Les conclusions du rapport de l’ANA
Le rapport de l’ANA s’appuie sur les conclusions d’une « task force » lancée en août 2016 et composée d’une trentaine d’annonceurs et d’une douzaine d’experts (producteurs, cost-controleurs, auditeurs, conseil juridique et K2 Intelligence). Selon ce rapport : - Il existe des problèmes de transparence de la part de certaines agences ou de groupes de communication. - L’appel à l’usage d’une société de production in-house pour l’agence pour produire une campagne n’est pas toujours transparent pour l’annonceur. - Il existe des risques de dysfonctionnement dans le process d’appel d’offres en matière de production publicitaire dans le cas où la société de production interne participe au-dit appel d’offres dans la mesure où l’acheteur est alors aussi le vendeur (conflit d’intérêt). - De ce fait, cela peut mener l’annonceur à prendre des décisions non optimales, notamment en termes de coût, pour lui. - Ces pratiques non-transparentes, lorsqu’elles sont présentes, ont pour conséquence de rendre les marchés de la production et de l’édition peu fiables et de ce fait affaiblir l’ensemble de leur écosystème. - Enfin, certains états américains ont mis en place un système de subventions pour les productions de films publicitaires. Ce système n’est pas toujours très transparent pour les annonceurs et de ce fait ces derniers peuvent ne pas récupérer les avantages financiers qui y sont liés.
Quelques exemples de pratiques non transparentes
A partir d’interviews de différentes sources concernées, le rapport fait état de différentes pratiques non transparentes en production et en post-production, comme par exemples : - Des post-producteurs indépendants ont été sollicités par l’agence pour des « vérifications de prix » sur un projet qui était destiné à être réalisé par la société in house. L’agence, dans ce scénario, a exigé qu’ils augmentent le prix qu’ils auraient fait naturellement afin que la société in house soit retenue sur la base d’un prix moins élevé, « preuve matérielle » à l’appui...Ces sociétés répondraient aux agences qui font ce type de demande de crainte de ne pouvoir poursuivre leur collaboration dans le futur. - Un autre interviewé a déclaré qu’un groupe de communication qu’il connaissait « recommandait » fortement à ses producteurs in house de confier la post-production en interne. - Certaines agences n’informeraient pas toujours leurs clients sur le fait que la société de production qu’elles proposent pour la réalisation de leur campagne publicitaire leur appartient. - Dans le cas où un appel d’offres est organisé, il existe un risque que la société de production in house puisse s’appuyer sur des informations concernant les autres producteurs indépendants participant au-dit appel d’offres, ce qui lui donnerait un avantage sur les autres compétiteurs. - ...

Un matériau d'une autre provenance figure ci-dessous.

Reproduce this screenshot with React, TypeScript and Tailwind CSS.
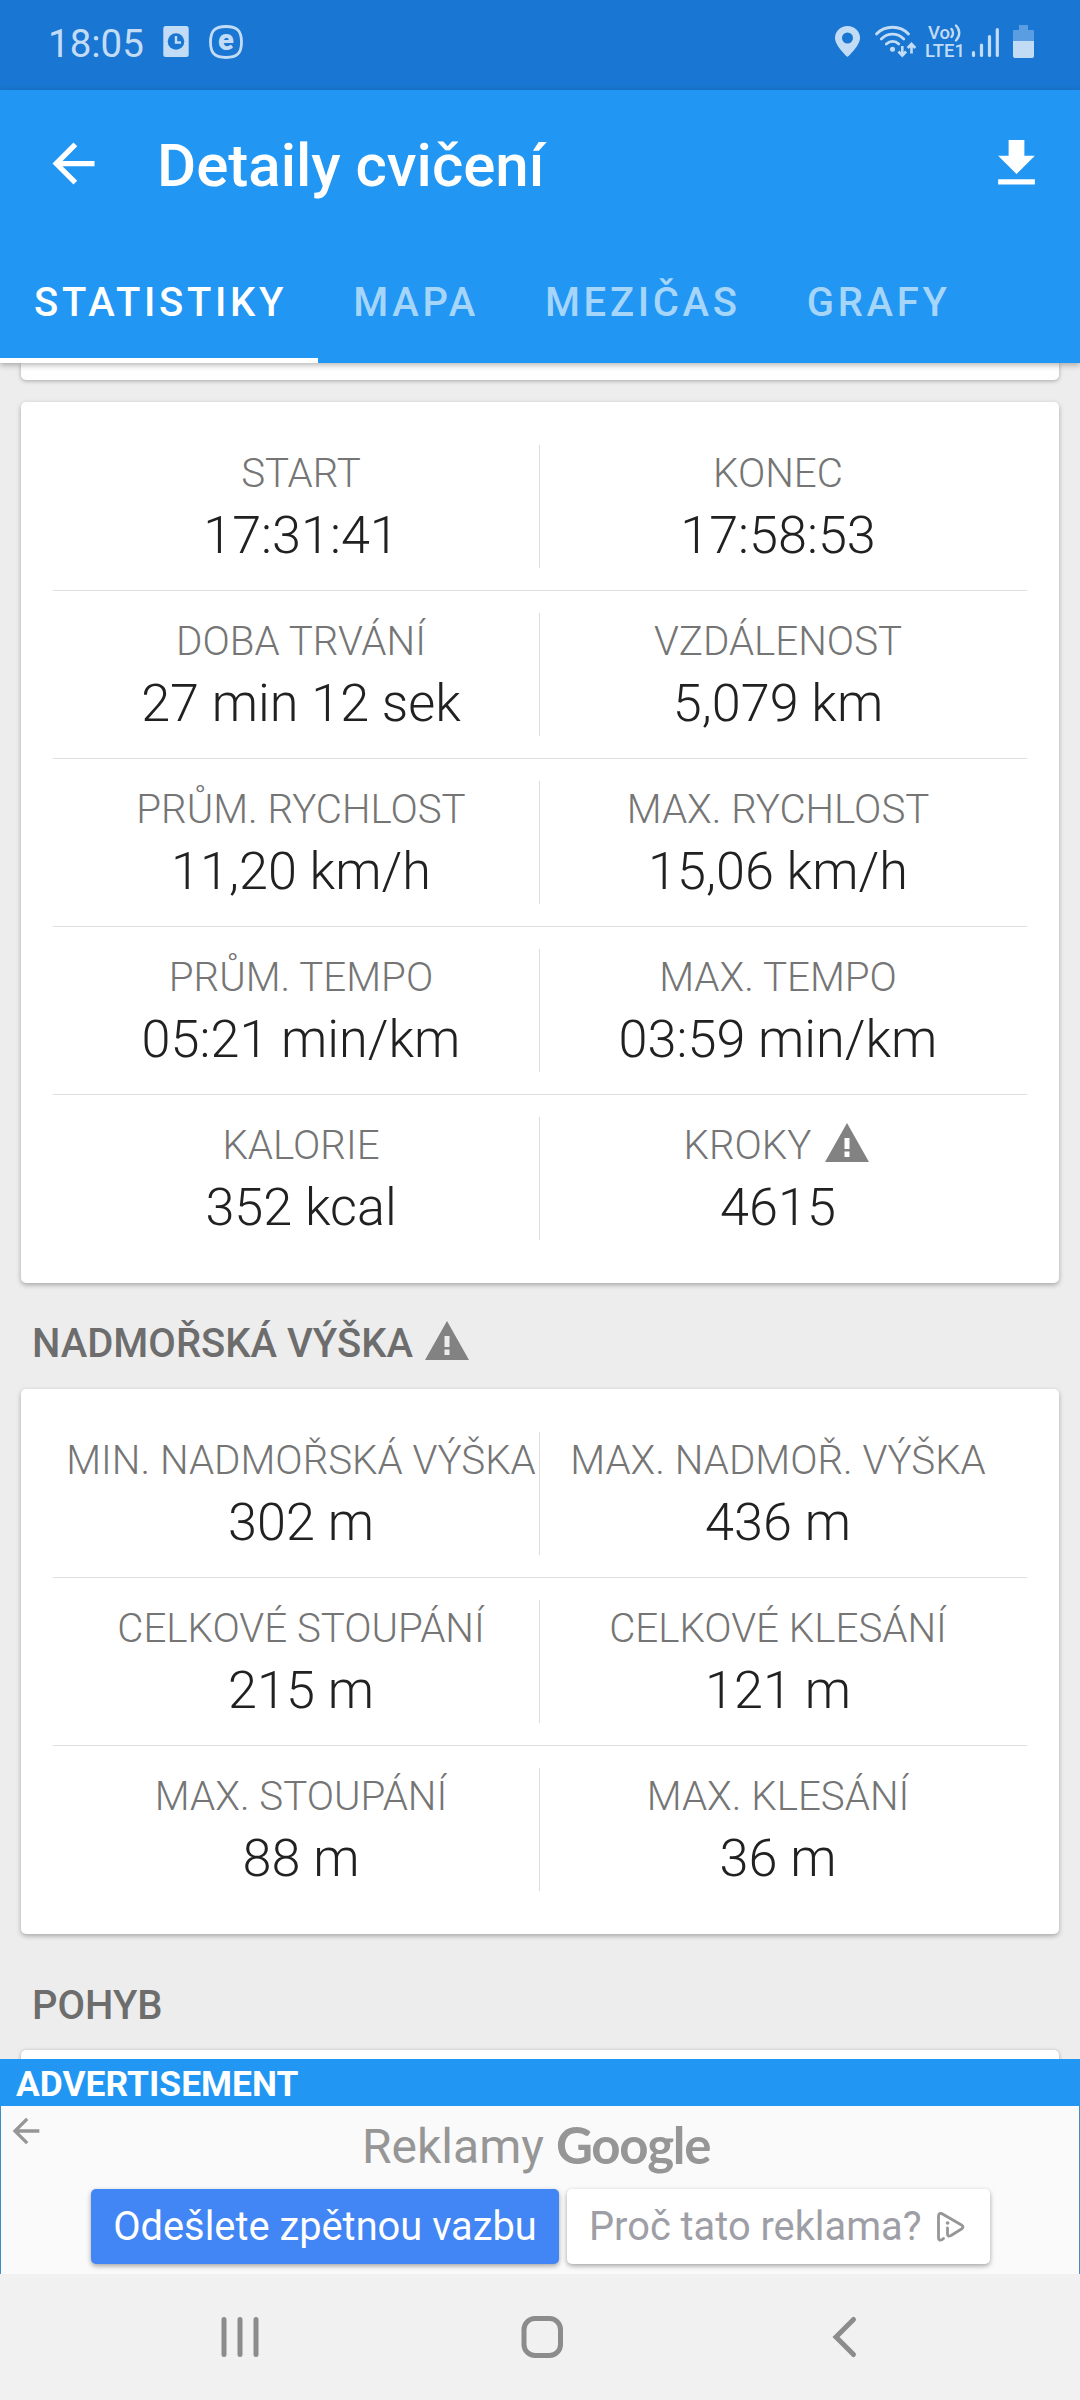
import { MdArrowBack, MdFileDownload } from "react-icons/md";

interface Stat {
  label: string;
  value: string;
  warning?: boolean;
}

interface StatCardProps {
  rows: Stat[][];
}

const tabs = ["STATISTIKY", "MAPA", "MEZIČAS", "GRAFY"];

const mainStats: Stat[][] = [
  [
    { label: "START", value: "17:31:41" },
    { label: "KONEC", value: "17:58:53" },
  ],
  [
    { label: "DOBA TRVÁNÍ", value: "27 min 12 sek" },
    { label: "VZDÁLENOST", value: "5,079 km" },
  ],
  [
    { label: "PRŮM. RYCHLOST", value: "11,20 km/h" },
    { label: "MAX. RYCHLOST", value: "15,06 km/h" },
  ],
  [
    { label: "PRŮM. TEMPO", value: "05:21 min/km" },
    { label: "MAX. TEMPO", value: "03:59 min/km" },
  ],
  [
    { label: "KALORIE", value: "352 kcal" },
    { label: "KROKY", value: "4615", warning: true },
  ],
];

const altitudeStats: Stat[][] = [
  [
    { label: "MIN. NADMOŘSKÁ VÝŠKA", value: "302 m" },
    { label: "MAX. NADMOŘ. VÝŠKA", value: "436 m" },
  ],
  [
    { label: "CELKOVÉ STOUPÁNÍ", value: "215 m" },
    { label: "CELKOVÉ KLESÁNÍ", value: "121 m" },
  ],
  [
    { label: "MAX. STOUPÁNÍ", value: "88 m" },
    { label: "MAX. KLESÁNÍ", value: "36 m" },
  ],
];

const WarningIcon = () => (
  <svg width="44" height="39" viewBox="0 0 44 39" className="shrink-0 mb-2 mr-[3px]">
    <path
      fill="#828282"
      fillRule="evenodd"
      d="M22 0 44 39H0ZM19.5 15v11h5V15ZM19.5 28.5v5.5h5v-5.5Z"
    />
  </svg>
);

const StatusBar = () => (
  <div className="h-[90px] shrink-0 bg-[#1976d2] text-[#c3dcf5] flex items-center justify-between pl-12 pr-[46px] pb-1.5">
    <div className="flex items-center">
      <span className="text-[38.500px] w-[115px] pt-[3px]">18:05</span>
      <svg width="82" height="36" viewBox="0 0 82 36" fill="none">
        <rect x="0.300" y="2" width="25.400" height="31" rx="2.500" fill="#c3dcf5" />
        <circle cx="13" cy="17.500" r="8.300" fill="#1976d2" />
        <path d="M13 12v6.500h5" stroke="#c3dcf5" strokeWidth="2.400" />
        <path
          d="M63 2.500c11 0 15.500 4 15.500 15.500S74 33.500 63 33.500 47.500 29.500 47.500 18 52 2.500 63 2.500Z"
          stroke="#c3dcf5"
          strokeWidth="2.800"
        />
        <text
          x="63"
          y="26"
          textAnchor="middle"
          fontSize="29"
          fontWeight="900"
          fill="#c3dcf5"
          className="font-['Roboto',sans-serif]"
        >
          e
        </text>
      </svg>
    </div>

    <div className="flex items-center h-9">
      {/* Location + wifi */}
      <svg width="90" height="36" viewBox="0 0 90 36" fill="none" stroke="#c3dcf5">
        <path
          fill="#c3dcf5"
          stroke="none"
          fillRule="evenodd"
          d="M12.500 2C5.500 2 0 7 0 14c0 8 12.500 19 12.500 19S25 22 25 14C25 7 19.500 2 12.500 2Zm0 6.500a5.500 5.500 0 1 1 0 11 5.500 5.500 0 0 1 0-11Z"
        />
        <path
          strokeWidth="2.800"
          strokeLinecap="round"
          d="M41.500 10C50 1 65 1 73.500 10M46.300 15c6.500-6.500 16-6.500 22.500 0M51.300 20c3.800-3.500 9-3.500 12.500 0"
        />
        <circle cx="57.500" cy="25.300" r="2.500" fill="#c3dcf5" stroke="none" />
        <path strokeWidth="2.600" d="M67.300 22v9.500M63.500 27.500l3.800 4 3.800-4M76.500 29.500V20M72.700 24l3.800-4 3.800 4" />
      </svg>
      <div className="w-[43px] text-[18.500px] font-medium leading-[18px] whitespace-nowrap">
        <div className="flex items-center pl-[3px]">
          Vo
          <svg width="12" height="18" viewBox="0 0 12 18" fill="none" stroke="#c3dcf5" strokeWidth="2.400" strokeLinecap="round">
            <path d="M1.500 5c2 2.200 2 5.800 0 8M6 1.500c4.300 4.500 4.300 10.500 0 15" />
          </svg>
        </div>
        <div>LTE1</div>
      </div>
      <svg width="66" height="36" viewBox="0 0 66 36" fill="none" stroke="#c3dcf5">
        <path strokeWidth="3.200" strokeLinecap="round" d="M5.500 28.500v3M13.500 21v10.500M21.500 12.500v19M29.300 5.500v26" />
        <path stroke="none" fill="#5a9de0" d="M51 1h9v5h5a1 1 0 0 1 1 1v10H45V7a1 1 0 0 1 1-1h5Z" />
        <path stroke="none" fill="#c3dcf5" d="M45 17h21v15a2 2 0 0 1-2 2H47a2 2 0 0 1-2-2Z" />
      </svg>
    </div>
  </div>
);

const StatCard = ({ rows }: StatCardProps) => (
  <div className="mx-[21px] px-8 py-[43px] bg-white rounded-[5px] shadow-[0_2px_5px_rgba(0,0,0,0.3)]">
    {rows.map((row, index) => (
      <div key={row[0].label}>
        {index > 0 && <div className="h-px my-[22px] bg-[#dfdfdf]" />}
        <div className="flex h-[123px] px-2.5 text-center">
          {row.map((stat, i) => (
            <div
              key={stat.label}
              className={`w-[477px] shrink-0 whitespace-nowrap ${i === 0 ? "border-r border-[#dfdfdf]" : "pr-px"}`}
            >
              <div className="flex items-center justify-center gap-3.5 h-[47px] mt-1.5 text-[40.300px] font-light text-[#757575]">
                {stat.label}
                {stat.warning && <WarningIcon />}
              </div>
              <div className="h-[61px] leading-[61px] mt-[7px] text-[52.200px] font-light text-[#212121]">
                {stat.value}
              </div>
            </div>
          ))}
        </div>
      </div>
    ))}
  </div>
);

const App = () => {
  return (
    <div className="w-[1080px] h-[2400px] overflow-hidden flex flex-col bg-[#ededed] font-['Roboto',sans-serif]">
      <StatusBar />

      {/* App bar */}
      <div className="relative z-10 h-[273px] shrink-0 bg-[#2196f3] text-white shadow-[0_2px_6px_rgba(0,0,0,0.3)]">
        <div className="flex items-center h-[147px] pl-[42px] pr-8">
          <MdArrowBack size={63} />
          <h1 className="grow pl-[52px] pt-1 text-[60px] font-medium">Detaily cvičení</h1>
          <MdFileDownload size={63} />
        </div>
        <div className="flex h-[126px] text-[40px] font-medium tracking-[3.700px]">
          {tabs.map((tab, index) => (
            <div
              key={tab}
              className={`relative flex items-center pl-[34px] pr-8 pt-1.5 ${index === 0 ? "" : "text-[#a6d5fa]"}`}
            >
              {tab}
              {index === 0 && <span className="absolute left-0 right-px bottom-0 h-[5px] bg-white" />}
            </div>
          ))}
        </div>
      </div>

      {/* Scrolled content */}
      <div className="h-[1696px] shrink-0 overflow-hidden">
        <div className="h-[17px] mx-[21px] bg-white rounded-b-[5px] shadow-[0_1px_4px_rgba(0,0,0,0.3)]" />
        <div className="h-[22px]" />
        <StatCard rows={mainStats} />
        <div className="flex items-center gap-3 h-[106px] pl-8 pt-4 text-[40px] font-medium text-[#6d6d6d]">
          NADMOŘSKÁ VÝŠKA
          <WarningIcon />
        </div>
        <StatCard rows={altitudeStats} />
        <div className="flex items-center h-[116px] pl-8 pt-7 text-[40px] font-medium text-[#6d6d6d]">
          POHYB
        </div>
        <div className="h-20 mx-[21px] bg-white rounded-[5px] shadow-[0_1px_4px_rgba(0,0,0,0.3)]" />
      </div>

      {/* Ad banner */}
      <div className="h-[47px] shrink-0 pl-4 bg-[#2196f3] text-white text-[35.400px] leading-[50px] font-bold">
        ADVERTISEMENT
      </div>
      <div className="relative h-[168px] shrink-0 bg-[#fafafa] border-x border-[#3c8fc8]">
        <MdArrowBack size={40} className="absolute left-[5px] top-[5px] text-[#969696]" />
        <div className="flex h-[83px] pl-[361px] text-[#969696] text-[48px] leading-[81px]">
          Reklamy
          <span className="ml-3 font-['Lato',sans-serif] text-[51px] leading-[78px] font-bold tracking-[-1.300px]">
            Google
          </span>
        </div>
        <div className="flex gap-2 pl-[90px] text-[39.800px] whitespace-nowrap">
          <button className="w-[468px] h-[75px] rounded-[5px] bg-[#4285f4] text-white shadow-[0_2px_5px_rgba(0,0,0,0.35)]">
            Odešlete zpětnou vazbu
          </button>
          <button className="w-[423px] h-[75px] pl-[22px] flex items-center gap-[15px] rounded-[5px] bg-white text-[#9e9ea6] shadow-[0_2px_5px_rgba(0,0,0,0.35)]">
            Proč tato reklama?
            <svg width="28" height="30" viewBox="0 0 28 30" fill="none" stroke="#969696" strokeWidth="2.800" strokeLinecap="round" strokeLinejoin="round">
              <path d="M6.500 26.500c-2.500 2.500-5 2-5-1V4.500c0-3 1.500-4 4-2.500l19 11c2 1.200 2 2.800 0 4L14 23.500c-2.500 1.200-3.500.5-3.500-1.500v-6" />
              <path d="M10.500 11h.2" strokeWidth="3.500" />
            </svg>
          </button>
        </div>
      </div>

      {/* Navigation bar */}
      <div className="h-[126px] shrink-0 bg-[#f1f1f1] flex items-center">
        <svg width="1080" height="126" viewBox="0 0 1080 126" fill="none" stroke="#8c8c8c" strokeWidth="5" strokeLinecap="round">
          <path d="M224 45.500v35M240 45.500v35M256 45.500v35" />
          <rect x="524" y="44.500" width="36.500" height="37" rx="11" />
          <path d="M853.500 45.500 836 63l17.500 17.500" />
        </svg>
      </div>
    </div>
  );
};

export default App;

Les recommandations de l’ANA
Le rapport conclut en donnant certaines recommandations aux annonceurs afin que les pratiques du marché soient plus transparentes et que leurs impacts négatifs soient minimisés pour l’annonceur. Voici quelques-unes de ces recommandations : - Les annonceurs doivent être conscients que de nombreuses agences ont aujourd’hui des ressources internes en matière de production. - Dans le cadre d’appels d’offres auxquels participe la société de production in house, l’ANA recommande l’établissement d’un protocole pour éviter les conflits d’intérêts. L’association conseille aussi que les offres soient envoyées directement à un tiers (exemple : un consultant en production) ou à l’équipe de l’annonceur en premier lieu, qui ensuite les partagera avec l’agence. - Les annonceurs doivent connaître les spécificités du cahier des charges et avoir accès aux devis et factures du producteur. - Les annonceurs doivent poser des questions aux agences pour connaître l’existence ou non d’un société de production in house, savoir dans ce cas si celle-ci est amené à travailler avec eux avec ou sans appel d’offres, et s’assurer le cas échéant que s’il y a appel d’offres, celui-ci soit mené en toute transparence et loyauté. - Les annonceurs doivent si besoin revoir et mettre à jour leur contrat avec les agences de communication afin d’obtenir plus de transparence dans les process de production. - Il peut être utile de prendre un auditeur qualifié, objectif et indépendant pour vérifier que les termes contractuels sont bien respectés par les agences et les producteurs, ainsi que de compléter le contrat de production par des guidelines dans lesquelles sont détaillées les politiques du client en matière de production et ses attentes vis-à-vis de son agence et des producteurs amenés à travailler sur son projet. Puis remettre à jour régulièrement ces guidelines, celles-ci étant par nature plus souples qu’un contrat. - ...
Quid du marché de la production français ?
Le marché de la production français connaît aussi des turbulences pour certaines liées à l’arrivée sur le marché de la production publicitaire des sociétés de production in-house qui prennent une part de plus en plus active (lien vers l'article ci-dessous). Il est intéressant de noter des inquiétudes similaires des producteurs indépendants français concernant des appels d’offres manquant de transparence. L’Union des marques a prévu de lancer prochainement un guide de la production publicitaire afin de présenter les différentes formes organisationnelles qui s’offrent à l’annonceur pour produire son film pour que celui-ci puisse faire ses choix en toute connaissance de cause.